| Jan 22, 2012
Today we visited Damajalee and Hamey, two villages on the Kenya side of the border with Somalia. Medical Teams International has been working in these villages for the past six months. Since the two villages are located less than 10 miles from the Somali border, it is necessary to travel with a police escort. The dirt roads were rough, and with the heat of the day, the dust flying in the air seemed more biting. We drove 2 1/2 hours at high speed over rough roads to get to Damajalee, a city of 17,000 people. I was told that we drove so quickly in order to reduce the risk of ambush. I appreciated the safety measures as we bounced around on our bench seat in the back of the Toyota Landcruiser.
In Damajalee we only stopped to visit the clinic and meet with the community health worker and the nurse. The clinic was open and we were given a tour of the small facility. We found the clinic dirty and felt that the staff could do more to keep it clean. Andrew Njenga, Medical Teams International Project Manager, has been speaking with the district health office about this problem, but it has been difficult to see any positive results. Andrew will continue to press the local authorities to ensure that the clinic remains clean. After our courtesy visit, we took off for the village of Hamey where our medical team will be working for the day – another 45 minutes of bouncing in the Landcruiser.
Upon arrival in Hamey, a town of 8,000 people, we stopped alongside a large tent. The team members began setting things up for clinic services while some of our staff went into town in order to let people know that we are open. People began showing up at the clinic. Initially, it seemed like any other clinic I’ve seen in Uganda or Liberia. But I knew this clinic day would be different when I saw an elderly man leading a donkey pulling a cart. On the cart was an elderly woman covered up in a blanket. Andrew examined the woman and determined that she had Stevens-Johnson Syndrome, a life-threatening reaction to medications. The reaction was causing bleeding around the eyes and mouth with severe pain. Andrew and our volunteer began running an IV right there on the cart. It wasn’t 10 minutes later, a woman came to the clinic carrying her 1-year-old baby boy. It was suspected that he had measles and pneumonia.
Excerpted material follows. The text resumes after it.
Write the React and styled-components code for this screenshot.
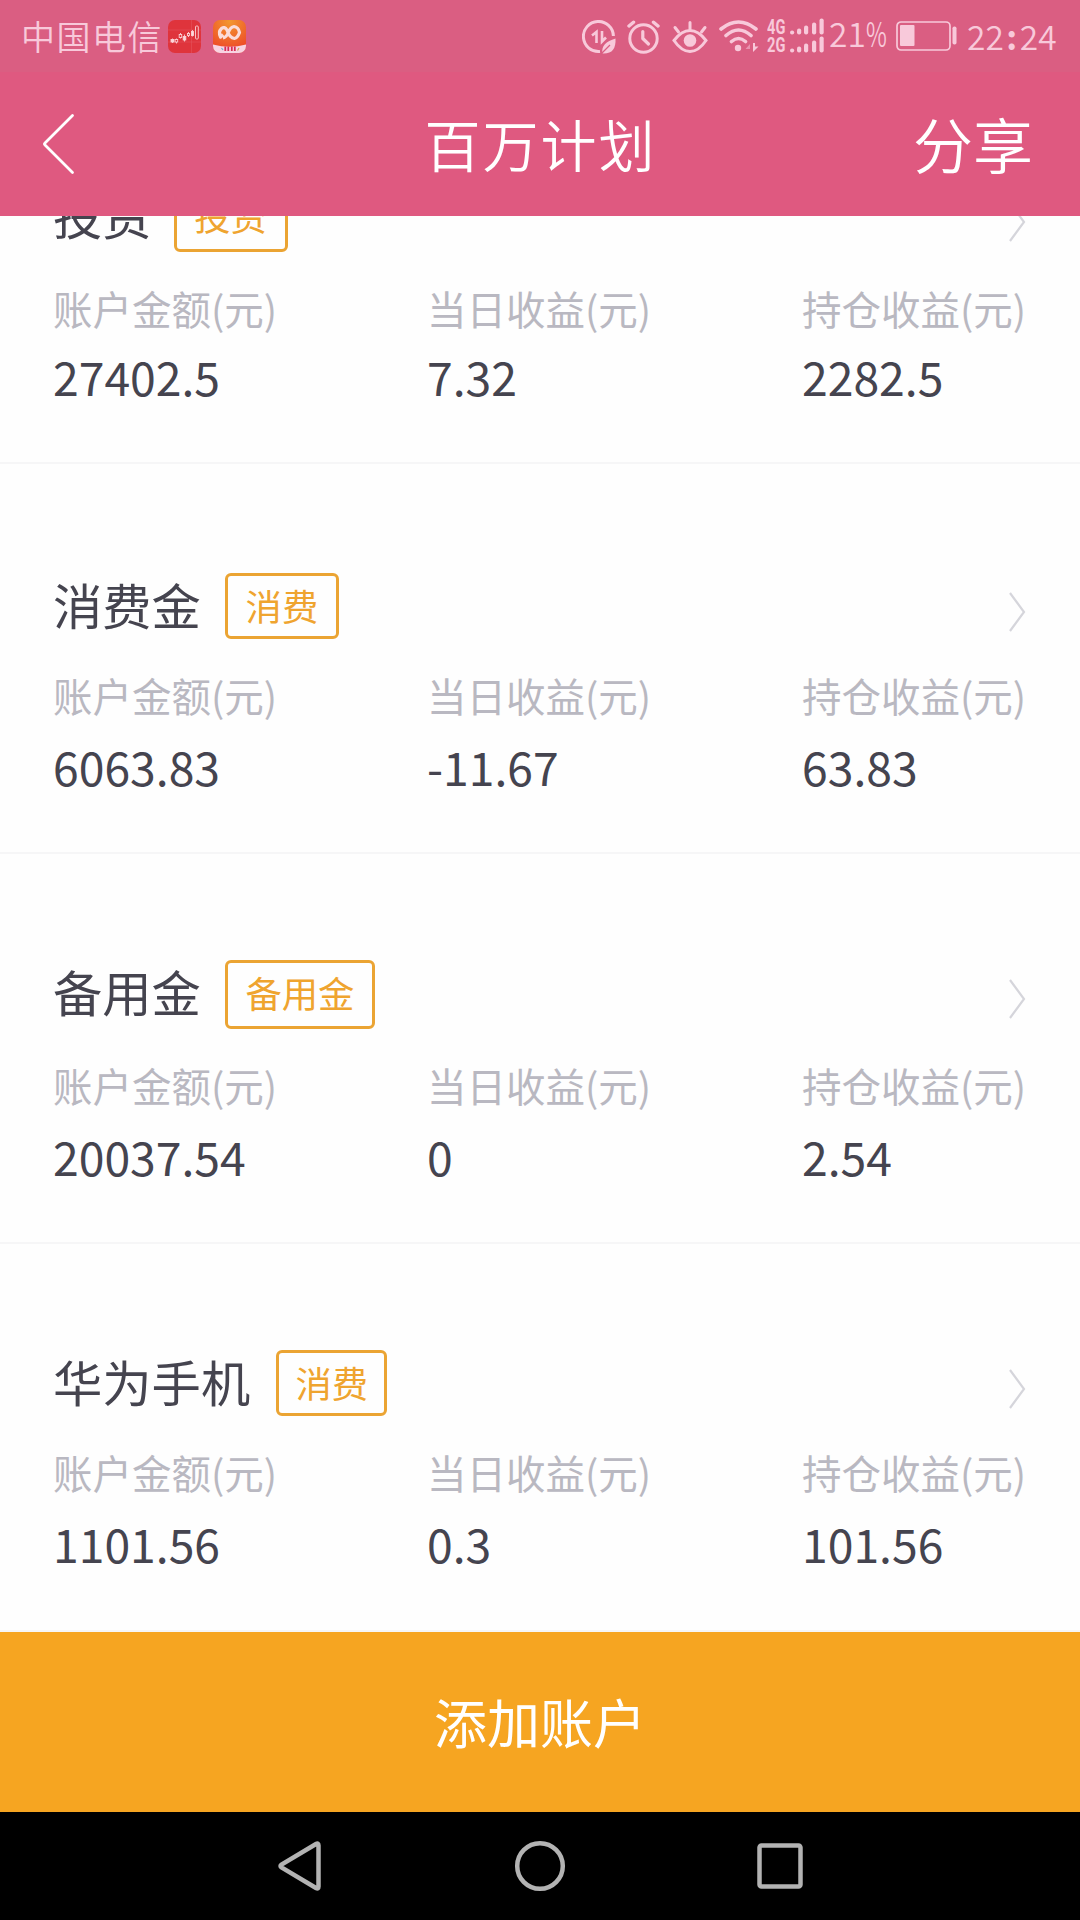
import React from "react";
import styled, { createGlobalStyle } from "styled-components";

const accounts = [
  { name: "投资", tag: "投资", amount: "27402.5", today: "7.32", hold: "2282.5", top: 109, tagW: 114, tagH: 69, gap: 22, valueTop: 0, height: 390 },
  { name: "消费金", tag: "消费", amount: "6063.83", today: "-11.67", hold: "63.83", top: 109, tagW: 114, tagH: 66, gap: 24, valueTop: 3, height: 390 },
  { name: "备用金", tag: "备用金", amount: "20037.54", today: "0", hold: "2.54", top: 106, tagW: 150, tagH: 69, gap: 24, valueTop: 3, height: 390 },
  { name: "华为手机", tag: "消费", amount: "1101.56", today: "0.3", hold: "101.56", top: 106, tagW: 111, tagH: 66, gap: 26, valueTop: 3, height: 388 },
];

const TINT = "#f8c9da";

const StockIcon = () => (
  <svg width="33" height="33" viewBox="0 0 33 33">
    <rect width="33" height="33" rx="7" fill="#df343c" />
    <path d="M0 10H33M0 22H33M23.500 0V33" stroke="#e4525a" strokeWidth="0.600" />
    <g stroke="#fbd0d4" strokeWidth="0.900">
      <path d="M4.500 18.500V23M8.500 18.500V23.500M12.500 13V18.500M16.500 14.500V21.500M20.500 12V17M24.500 10V16.500" />
      <rect x="3" y="19.500" width="3" height="2.500" fill="#fbd9dd" />
      <rect x="7.200" y="19.500" width="2.500" height="2.500" fill="#df343c" />
      <rect x="11.200" y="14.500" width="2.500" height="3" fill="#df343c" />
      <rect x="15.200" y="16.500" width="2.600" height="3.500" fill="#fbd9dd" />
      <rect x="19.500" y="13.500" width="2" height="2" fill="#df343c" />
      <rect x="23.500" y="11.500" width="2" height="4" fill="#fbd9dd" />
      <rect x="27.500" y="6" width="2.800" height="13" rx="1" fill="#df343c" />
    </g>
  </svg>
);

const ShopIcon = () => (
  <svg width="33" height="33" viewBox="0 0 33 33">
    <defs>
      <radialGradient id="shop" cx="0.5" cy="0.05" r="0.8">
        <stop offset="0" stopColor="#f3982f" />
        <stop offset="1" stopColor="#ee5028" />
      </radialGradient>
      <clipPath id="shopClip"><rect width="33" height="33" rx="7" /></clipPath>
    </defs>
    <g clipPath="url(#shopClip)">
      <rect width="33" height="33" fill="url(#shop)" />
      <path d="M0 24.500Q16.500 29 33 24.500V33H0Z" fill="#f8d3e2" />
      <path d="M10 14.500L7.500 17Q5 12 8.500 8.500Q11.500 6 14 10Q16.500 18 21.500 18.500Q24.500 18 26.500 12.500Q25.500 7 21 6.500Q17.500 7 15.500 12Q13.500 17.500 10 18" fill="none" stroke="#fbdcd8" strokeWidth="3.200" strokeLinejoin="round" />
      <path d="M12.300 26.500V31M15.300 26.500V31M18.800 26.500V31M21.800 26.500V31" stroke="#d92d55" strokeWidth="1.800" />
      <path d="M8.500 28L10 30" stroke="#6aaed8" strokeWidth="1.200" />
      <path d="M26 28L24.500 30.500" stroke="#d2a34e" strokeWidth="1.200" />
    </g>
  </svg>
);

const SaverIcon = () => (
  <svg width="34" height="34" viewBox="0 0 34 34" fill="none" stroke={TINT} strokeWidth="3">
    <path d="M31.400 16A15 15 0 1 0 18 31.400" />
    <path d="M14.500 23V12L10 15.500M20 11V21.500L24 17.500" strokeWidth="2.600" />
    <path d="M33.500 18.500C34 29 30 34 20.500 33.500C19 26 24 21.500 33.500 18.500Z" fill={TINT} stroke="none" />
    <path d="M19 34L28 25" stroke="#da5e82" strokeWidth="1.300" />
  </svg>
);

const AlarmIcon = () => (
  <svg width="34" height="34" viewBox="0 0 34 34" fill="none" stroke={TINT} strokeWidth="3" strokeLinecap="round">
    <circle cx="16.500" cy="18.500" r="13.700" />
    <path d="M15.800 11.500V18.500L21.500 24" strokeWidth="3.200" strokeLinejoin="round" />
    <path d="M2 6L6.500 2.200M31 6L26.500 2.200" strokeWidth="3.400" />
  </svg>
);

const EyeIcon = () => (
  <svg width="36" height="34" viewBox="0 0 36 34" fill="none" stroke={TINT} strokeWidth="3" strokeLinecap="round">
    <path d="M2 20.500Q9.500 10.500 18 10.500T34 20.500Q26.500 31.500 18 31.500T2 20.500Z" />
    <circle cx="18" cy="20.500" r="6.300" fill={TINT} stroke="none" />
    <path d="M18 2.500V9M3 7.500L6.500 12M33 7.500L29.500 12" />
  </svg>
);

const WifiIcon = () => (
  <svg width="40" height="34" viewBox="0 0 40 34" fill="none" stroke={TINT} strokeWidth="3.600" strokeLinecap="round">
    <path d="M2 9Q19.500 -5 37 9M7 15.500Q19.500 4.500 32 15.500M12.500 21.500Q19.500 15.500 26.500 21.500" />
    <circle cx="19" cy="28" r="3.200" fill={TINT} stroke="none" />
    <path d="M31 24V32.500M26.500 29L31 24V29Z" stroke="none" fill="#ea93b0" />
    <path d="M34 23V32L39.500 26.500H36V23Z" fill={TINT} stroke="none" />
  </svg>
);

const bars = [[1, 4], [8, 6], [15, 9], [23, 12], [30.5, 16]];

const SignalIcon = () => (
  <svg width="36" height="35" viewBox="0 0 36 35" fill={TINT}>
    {bars.map(([x, h]) => (
      <g key={x}>
        <rect x={x} y={16.5 - h} width="4.200" height={h} rx="2" />
        <rect x={x} y={34.5 - h} width="4.200" height={h} rx="2" />
      </g>
    ))}
  </svg>
);

const BatteryIcon = () => (
  <svg width="61" height="30" viewBox="0 0 61 30">
    <rect x="1" y="1" width="53" height="28" rx="4" fill="none" stroke={TINT} strokeWidth="1.700" />
    <rect x="4" y="4" width="14.500" height="21" rx="1" fill={TINT} />
    <rect x="56.500" y="5.500" width="4" height="18" rx="1.800" fill={TINT} />
  </svg>
);

const Chevron = () => (
  <svg width="18" height="40" viewBox="0 0 18 40">
    <path d="M2 1L16 20L2 39" fill="none" stroke="#d5d5db" strokeWidth="2.200" />
  </svg>
);

const Stat = ({ label, value, offset }) => (
  <StatCol>
    <Label>{label}</Label>
    <Value $top={offset}>{value}</Value>
  </StatCol>
);

const App = () => {
  return (
    <>
      <GlobalStyle />
      <Screen>
        <StatusBar>
          <Carrier>中国电信</Carrier>
          <AppIcons>
            <StockIcon />
            <ShopIcon />
          </AppIcons>
          <StatusIcons>
            <SaverIcon />
            <AlarmIcon />
            <EyeIcon />
            <WifiIcon />
          </StatusIcons>
          <Network>
            <span>4G</span>
            <span>2G</span>
          </Network>
          <SignalIcon />
          <Percent>21<i>%</i></Percent>
          <BatteryIcon />
          <Clock>22<b>:</b>24</Clock>
        </StatusBar>
        <Header>
          <Back type="button" aria-label="back">
            <svg width="34" height="62" viewBox="0 0 34 62">
              <path d="M30.500 2.500L3 30Q2 31 3 32L30.500 59.500" fill="none" stroke="#fff" strokeWidth="2.800" strokeLinecap="round" />
            </svg>
          </Back>
          <Title>百万计划</Title>
          <Share type="button">分享</Share>
        </Header>
        <List>
          {accounts.map((item) => (
            <Account key={item.name} $height={item.height} $top={item.top}>
              <AccountHead $height={item.tagH} $gap={item.gap}>
                <Name>{item.name}</Name>
                <Tag $width={item.tagW}>{item.tag}</Tag>
                <Arrow><Chevron /></Arrow>
              </AccountHead>
              <Stats>
                <Stat label="账户金额(元)" value={item.amount} offset={item.valueTop} />
                <Stat label="当日收益(元)" value={item.today} offset={item.valueTop} />
                <Stat label="持仓收益(元)" value={item.hold} offset={item.valueTop} />
              </Stats>
            </Account>
          ))}
        </List>
        <AddButton type="button">添加账户</AddButton>
        <NavBar>
          <svg width="46" height="52" viewBox="0 0 46 52">
            <path d="M41.500 5.500V46.500Q41.500 49.500 39 48L4.500 27.500Q2.500 26 4.500 24.500L39 4Q41.500 2.500 41.500 5.500Z" />
          </svg>
          <svg width="52" height="52" viewBox="0 0 52 52">
            <circle cx="26" cy="26" r="22.800" />
          </svg>
          <svg width="46" height="46" viewBox="0 0 46 46">
            <rect x="2.500" y="2.500" width="41" height="41" rx="2" />
          </svg>
        </NavBar>
      </Screen>
    </>
  );
};

const GlobalStyle = createGlobalStyle`
  * {
    box-sizing: border-box;
  }

  body {
    margin: 0;
    background: #fefefe;
    font-family: "Noto Sans CJK SC", sans-serif;
  }

  button {
    padding: 0;
    border: 0;
    background: none;
    font-family: inherit;
    color: #fff;
  }

  svg {
    display: block;
    flex-shrink: 0;
  }
`;

const Screen = styled.div`
  width: 1080px;
  height: 1920px;
  display: flex;
  flex-direction: column;
  overflow: hidden;
`;

const StatusBar = styled.div`
  height: 72px;
  flex-shrink: 0;
  display: flex;
  align-items: flex-start;
  padding: 20px 0 0 21px;
  background: #da5e82;
  color: ${TINT};
  white-space: nowrap;
`;

const Carrier = styled.span`
  width: 147px;
  font-size: 34px;
  font-weight: 350;
  line-height: 31px;
  letter-spacing: 1.5px;
`;

const AppIcons = styled.div`
  display: flex;
  gap: 12px;
  width: 414px;
`;

const StatusIcons = styled.div`
  display: flex;
  gap: 11px;
  width: 185px;
`;

const Network = styled.div`
  width: 22px;
  display: flex;
  flex-direction: column;
  font-family: "Roboto", sans-serif;
  font-size: 20px;
  font-weight: 700;
  line-height: 18px;
  margin-top: -2px;

  span {
    transform: scaleX(0.73);
    transform-origin: left;
  }

  & + svg {
    margin-top: -2px;
  }
`;

const Percent = styled.span`
  width: 71px;
  padding-left: 4px;
  font-size: 33.500px;
  font-weight: 350;
  line-height: 26px;

  i {
    display: inline-block;
    font-style: normal;
    transform: scaleX(0.68);
    transform-origin: left;
  }

  & + svg {
    margin-top: 1px;
  }
`;

const Clock = styled.span`
  margin: 3px 0 0 10px;
  font-size: 33.500px;
  font-weight: 350;
  line-height: 25px;

  b {
    display: inline-block;
    width: 16px;
    text-align: center;
  }
`;

const Header = styled.header`
  height: 144px;
  flex-shrink: 0;
  display: grid;
  grid-template-columns: 200px 1fr 200px;
  align-items: center;
  padding: 0 47px 3px 42px;
  background: #df5980;
  color: #fff;
`;

const Back = styled.button`
  justify-self: start;
  padding-top: 2px;
`;

const Title = styled.h1`
  margin: 0;
  padding-left: 6px;
  text-align: center;
  font-size: 56px;
  font-weight: 350;
  line-height: 80px;
  letter-spacing: 2px;
`;

const Share = styled.button`
  justify-self: end;
  font-size: 60px;
  font-weight: 350;
  line-height: 80px;
`;

const List = styled.main`
  height: 1416px;
  flex-shrink: 0;
  display: flex;
  flex-direction: column;
  justify-content: flex-end;
  overflow: hidden;
`;

const Account = styled.section`
  height: ${(p) => p.$height}px;
  flex-shrink: 0;
  padding: ${(p) => p.$top}px 54px 0 53px;
  border-bottom: 2px solid #f6f6f7;
`;

const AccountHead = styled.div`
  display: flex;
  gap: ${(p) => p.$gap}px;
  height: ${(p) => p.$height}px;
`;

const Name = styled.span`
  color: #45444f;
  font-size: 49.300px;
  line-height: 62px;
  white-space: nowrap;
`;

const Tag = styled.span`
  width: ${(p) => p.$width}px;
  height: 100%;
  border: 3px solid #eba433;
  border-radius: 6px;
  color: #efa42f;
  font-size: 36.300px;
  line-height: 59px;
  text-align: center;
  white-space: nowrap;
`;

const Arrow = styled.div`
  margin: 19px 0 0 auto;
`;

const Stats = styled.div`
  display: grid;
  grid-template-columns: 374px 375px 1fr;
  padding-top: 31px;
`;

const StatCol = styled.div`
  white-space: nowrap;
`;

const Label = styled.div`
  color: #b9b8c1;
  font-size: 39.500px;
  line-height: 50px;
`;

const Value = styled.div`
  margin-top: ${(p) => p.$top}px;
  padding-top: 13px;
  color: #45444f;
  font-size: 46.300px;
  line-height: 60px;
`;

const AddButton = styled.button`
  height: 180px;
  flex-shrink: 0;
  padding-bottom: 3px;
  background: #f6a521;
  font-size: 53px;
`;

const NavBar = styled.nav`
  height: 108px;
  flex-shrink: 0;
  display: flex;
  align-items: center;
  justify-content: space-between;
  padding: 0 277px;
  background: #000;

  svg {
    fill: none;
    stroke: #b3b3b3;
    stroke-width: 4.500;
  }
`;

export default App;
One of our volunteers told me that the child won’t survive the next few hours unless we can get an IV into his arm with medications. Fortunately, another medical team member, Ashley, worked in an ER at home and became a specialist in inserting IVs into children. With Ashley’s special skill, the line went in and the child began to receive life-saving medication. We knew however that mother and child needed to be sent to the hospital in Dadaab, which was over three hours away, and that we would be the ones to take them.
Shortly after this, a second child was brought in with the same symptoms, and then a third child. All received the same quality care; all are improving. The critical baby and mom rode with us to the hospital in Dadaab. We helped with admitting the child and informed the nurse at the hospital of our diagnosis and treatment. We also left some food for the mom because most hospitals in Africa do not provide a meal service for patients or family. Andrew and the team visited mom and baby each day and brought food for the mom. The baby is improving and will survive. I was told that two of the children and the elderly woman in the cart would have died if we had not intervened.
Andrew also told me an amazing encounter he had while caring for the woman on the cart. He said that the woman’s sister came up to him and asked, “Who do you worship?”
Andrew replied, “I worship God.”
Woman: “Are you a Christian?”
Andrew: “Yes, I am a Christian.”
Woman: “You know, in the Muslim faith, we call each other ‘brother’ or ‘sister’ but they have not helped us like you Christians have helped my sister on this cart. This makes me wonder why am I a Muslim?”
Andrew and team are demonstrating the love of Christ to these Somali refugees and the refugees are taking notice. So today we saved three lives. It was hot and dusty. I bounced around in the back of the vehicle for over three hours; I’ve been wearing the same clothes for three days and feel very dirty. But we saved three lives today. Awesome!